• Your instructions:
The line containing "const tabs = ['学习计划', '习惯养成', '工具箱', '奖励', '我的'];" marks the end: extract everything from the first line of the data through that line, exactly, with no pictures.

• Dataset section:
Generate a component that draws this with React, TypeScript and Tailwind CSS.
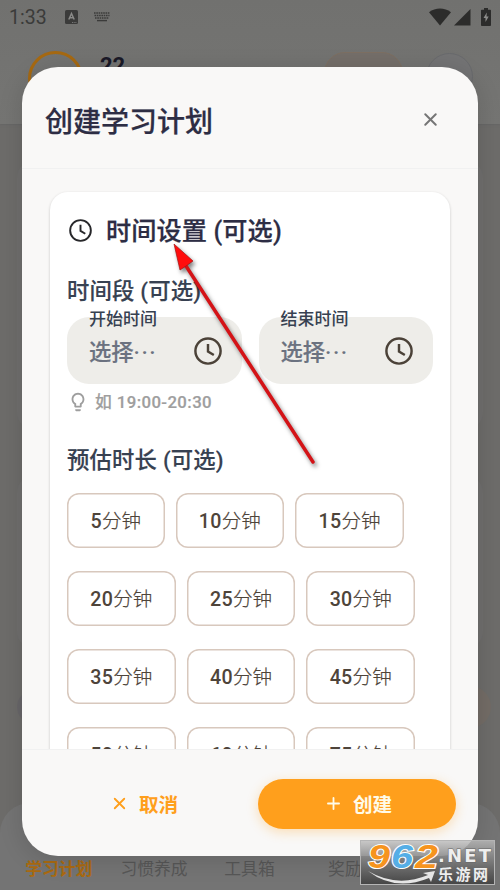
import { Plus, X } from 'lucide-react';
import { MdLightbulbOutline } from 'react-icons/md';

const durations = [
  ['5', '10', '15'],
  ['20', '25', '30'],
  ['35', '40', '45'],
  ['50', '60', '75'],
];

const tabs = ['学习计划', '习惯养成', '工具箱', '奖励', '我的'];

function ClockIcon({ className, stroke = 2 }: { className?: string; stroke?: number }) {
  return (
    <svg viewBox="0 0 24 24" fill="none" stroke="currentColor" strokeWidth={stroke} className={className}>
      <circle cx="12" cy="12" r="10.8" />
      <path d="M12 6v6.400l5 3" />
    </svg>
  );
}

function StatusBar() {
  return (
    <div className="flex h-[34px] items-center pl-[9px] pr-[9px] text-[#3b3b3a]">
      <span className="mt-px w-[56px] text-[19.500px] leading-none">1:33</span>
      <svg width="13" height="14" viewBox="0 0 13 14">
        <rect width="13" height="14" rx="1.5" fill="currentColor" />
        <path d="M3.800 9.500 6.500 3.500 9.200 9.500M4.800 7.800h3.400" fill="none" stroke="#8a8a88" strokeWidth="1.5" />
        <path d="M7 12.500h5" stroke="#777" strokeWidth="1" strokeDasharray="1 .7" />
      </svg>
      <svg width="18" height="10" viewBox="0 0 18 10" className="ml-[15px]">
        <path d="M1 1h16M1.500 3.500h15M2 6h14" stroke="currentColor" strokeWidth="1.7" strokeDasharray="1.6 .7" />
        <path d="M4 8.600h10" stroke="currentColor" strokeWidth="1.4" />
      </svg>
      <div className="ml-auto flex items-center text-[#2c2c2b]">
        <svg width="22" height="18" viewBox="0 0 22 18">
          <path d="M0 4.200C6.500-.8 15.500-.8 22 4.200L11 17.500Z" fill="currentColor" />
        </svg>
        <svg width="17" height="17" viewBox="0 0 17 17" className="ml-[3px]">
          <path d="M0 16.500 16.500 0v16.500Z" fill="currentColor" />
        </svg>
        <svg width="10" height="18" viewBox="0 0 10 18" className="ml-[10px]">
          <path d="M3 0h4v1.700h2.200q.8 0 .8.8V17q0 1-.8 1H.8Q0 18 0 17V2.500q0-.8.8-.8H3Z" fill="currentColor" />
          <path d="M5.800 4.500 2.500 10h2v4L7.700 8.500H5.500Z" fill="#8d8d8b" />
        </svg>
      </div>
    </div>
  );
}

function Background() {
  return (
    <div className="flex h-full flex-col bg-[#6d6c6a]">
      <header className="h-[124px] shrink-0 bg-linear-to-b from-[#71716f] to-[#757573] shadow-[0_1px_2px_#666]">
        <StatusBar />
        <div className="flex pl-[28px] pr-[27px] pt-[17px]">
          <div className="size-[55px] rounded-full border-[3px] border-[#a66912]" />
          <div className="ml-[17px] mt-[2px] text-[22px] font-bold leading-[26px] text-[#1a1927]">22</div>
          <div className="ml-auto mt-px h-[42px] w-[79px] rounded-full border border-[#7d6f62] bg-[#746e69]" />
          <div className="ml-[23px] mt-[2px] size-[47px] rounded-full border border-[#696a6d] bg-[#737374]" />
        </div>
      </header>
      <main className="flex flex-1 flex-col px-[17px] pt-[36px]">
        <div className="h-[270px] rounded-[18px] bg-[#706f6e]" />
        <div className="mt-[45px] h-[174px] rounded-[18px] bg-[#706f6e]" />
        <div className="-mr-[8px] mt-[37px] flex items-center justify-between">
          <div className="size-[34px] rounded-full bg-[#686669]" />
          <div className="size-[42px] rounded-full bg-[#736c66]" />
        </div>
      </main>
      <nav className="grid h-[87px] shrink-0 grid-cols-5 items-end rounded-t-[30px] bg-[#747474] pb-[9px] pl-[11px] pr-[12px] text-center text-[16.800px] leading-[24px] text-[#575757]">
        {tabs.map((tab, i) => (
          <span key={tab} className={i === 0 ? 'font-bold text-[#aa6a10]' : ''}>{tab}</span>
        ))}
      </nav>
    </div>
  );
}

function TimeField({ label }: { label: string }) {
  return (
    <div className="relative flex h-[67px] w-[175px] items-center justify-between rounded-[22px] bg-[#eeede9] pl-[22px] pr-[20px]">
      <span className="absolute -top-[10px] left-[22px] text-[17px] font-medium leading-[24px] text-[#374151]">{label}</span>
      <span className="mt-[3px] text-[22.300px] font-medium leading-[30px] text-[#6b7280] [-webkit-text-stroke:0.2px]">
        选择<span className="tracking-[1.500px] [-webkit-text-stroke:0]">···</span>
      </span>
      <ClockIcon className="size-[28px] text-[#4b4238]" stroke={2.100} />
    </div>
  );
}

// site badge in the bottom right corner
function SiteBadge() {
  return (
    <div className="absolute left-[360px] top-[840px] h-[45px] w-[135px] border border-[#b5b5b5] bg-linear-to-b from-[#bbbbbb]/80 to-[#464646]">
      <svg width="133" height="43" viewBox="0 0 133 43">
        <path d="M7 30q29 17 60 4l-5-2 12-2-4 11-2-4Q34 51 7 30Z" fill="#e5e5e5" />
        <g fontFamily="Liberation Sans" fontWeight="bold" fontStyle="italic" fontSize="33" stroke="#fff" strokeWidth="2" paintOrder="stroke">
          <text x="7" y="27" fill="#f6941e" textLength="22" lengthAdjust="spacingAndGlyphs">9</text>
          <text x="30" y="27" fill="#55aee6" textLength="22" lengthAdjust="spacingAndGlyphs">6</text>
          <text x="54" y="27" fill="#f6941e" textLength="23" lengthAdjust="spacingAndGlyphs">2</text>
        </g>
        <text x="77" y="21" fill="#eee" fontFamily="DejaVu Sans" fontWeight="bold" fontSize="18" textLength="53" stroke="#666" strokeWidth="1" paintOrder="stroke">.NET</text>
        <text x="77" y="39" fill="#eee" fontFamily="Noto Sans CJK SC" fontWeight="bold" fontSize="15" textLength="50">乐游网</text>
      </svg>
    </div>
  );
}

export default function App() {
  return (
    <div className="relative h-[890px] w-[500px] overflow-hidden font-['Roboto','Noto_Sans_CJK_SC',sans-serif]">
      <Background />

      {/* Create plan dialog */}
      <div className="absolute left-[22px] top-[67px] flex h-[789px] w-[456px] flex-col overflow-hidden rounded-[36px] bg-[#f9f8f7] shadow-[0_4px_24px_rgba(0,0,0,0.14)]">
        <div className="flex h-[102px] shrink-0 items-center justify-between border-b border-[#f1f1f1] pl-[23px] pr-[37px]">
          <h1 className="mt-[11px] text-[28px] font-medium leading-[40px] text-[#2d2d44] [-webkit-text-stroke:0.25px]">创建学习计划</h1>
          <X className="mt-[4px] size-[21px] text-[#757575]" strokeWidth={2.300} />
        </div>

        <div className="flex-1 overflow-hidden px-[28px] pt-[23px]">
          <section className="h-[620px] rounded-[18px] bg-white px-[17px] shadow-[0_1px_3px_rgba(0,0,0,0.2)]">
            <div className="flex h-[76px] items-center gap-[14px] pl-[2px]">
              <ClockIcon className="size-[23px] text-[#27272a]" stroke={2} />
              <h2 className="mt-[3px] text-[25.200px] font-medium leading-[36px] tracking-[0.1px] text-[#2d2d44] [-webkit-text-stroke:0.25px]">时间设置 (可选)</h2>
            </div>
            <h3 className="mt-[6px] text-[22.400px] font-medium leading-[34px] tracking-[0.150px] text-[#374151] [-webkit-text-stroke:0.150px]">时间段 (可选)</h3>
            <div className="mt-[9px] flex gap-[17px]">
              <TimeField label="开始时间" />
              <TimeField label="结束时间" />
            </div>
            <div className="mt-[6px] flex h-[24px] items-center text-[#9e9e9e]">
              <MdLightbulbOutline className="size-[22px]" />
              <span className="ml-[6px] text-[16.800px] font-medium leading-[24px] tracking-[0.4px] [-webkit-text-stroke:0.2px]">如 19:00-20:30</span>
            </div>
            <h3 className="mt-[29px] text-[22.400px] font-medium leading-[34px] tracking-[0.150px] text-[#374151] [-webkit-text-stroke:0.150px]">预估时长 (可选)</h3>
            <div className="mt-[16px] flex flex-col gap-[23px]">
              {durations.map((row) => (
                <div key={row[0]} className="flex gap-[11px]">
                  {row.map((m) => (
                    <button
                      key={m}
                      className={`h-[55px] rounded-[12px] pt-[2px] text-[19.600px] font-medium text-[#4e443a] shadow-[inset_0_0_0_1.500px_#d8c8bd] ${m === '5' ? 'w-[97.500px]' : 'w-[108.700px]'}`}
                    >
                      <span className="tracking-[0.3px]">{m}</span><span className="font-light [-webkit-text-stroke:0.2px]">分钟</span>
                    </button>
                  ))}
                </div>
              ))}
            </div>
          </section>
        </div>

        <div className="flex h-[107px] shrink-0 items-center gap-[17px] border-t border-[#f1f1f1] pl-[25px] pr-[22px] pt-px text-[19.600px] font-bold">
          <button className="flex h-[50px] flex-1 items-center justify-center gap-[10px] text-[#ff9f1c]">
            <X className="size-[19px]" strokeWidth={2.3} />
            <span className="mt-[5px]">取消</span>
          </button>
          <button className="flex h-[50px] w-[198px] items-center justify-center gap-[10px] rounded-full bg-[#ff9f1c] pl-[2px] text-[#fffbe8] shadow-[0_3px_12px_rgba(255,159,28,0.3)]">
            <Plus className="size-[19px]" strokeWidth={2.3} />
            <span className="mt-[5px]">创建</span>
          </button>
        </div>
      </div>

      {/* Pointer arrow */}
      <svg className="pointer-events-none absolute left-[160px] top-[235px] drop-shadow-[2px_3px_2px_rgba(0,0,0,0.5)]" width="170" height="240" viewBox="0 0 170 240">
        <path d="M26 31 153 227" stroke="#d41317" strokeWidth="3.500" strokeLinecap="round" />
        <path d="M14 9 20 35 26 31 33 26Z" fill="#ff0d0d" stroke="#a31414" strokeWidth=".7" />
      </svg>

      <SiteBadge />
    </div>
  );
}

• Exercise answer:
Generate a component that draws this with React, TypeScript and Tailwind CSS.
import { Plus, X } from 'lucide-react';
import { MdLightbulbOutline } from 'react-icons/md';

const durations = [
  ['5', '10', '15'],
  ['20', '25', '30'],
  ['35', '40', '45'],
  ['50', '60', '75'],
];

const tabs = ['学习计划', '习惯养成', '工具箱', '奖励', '我的'];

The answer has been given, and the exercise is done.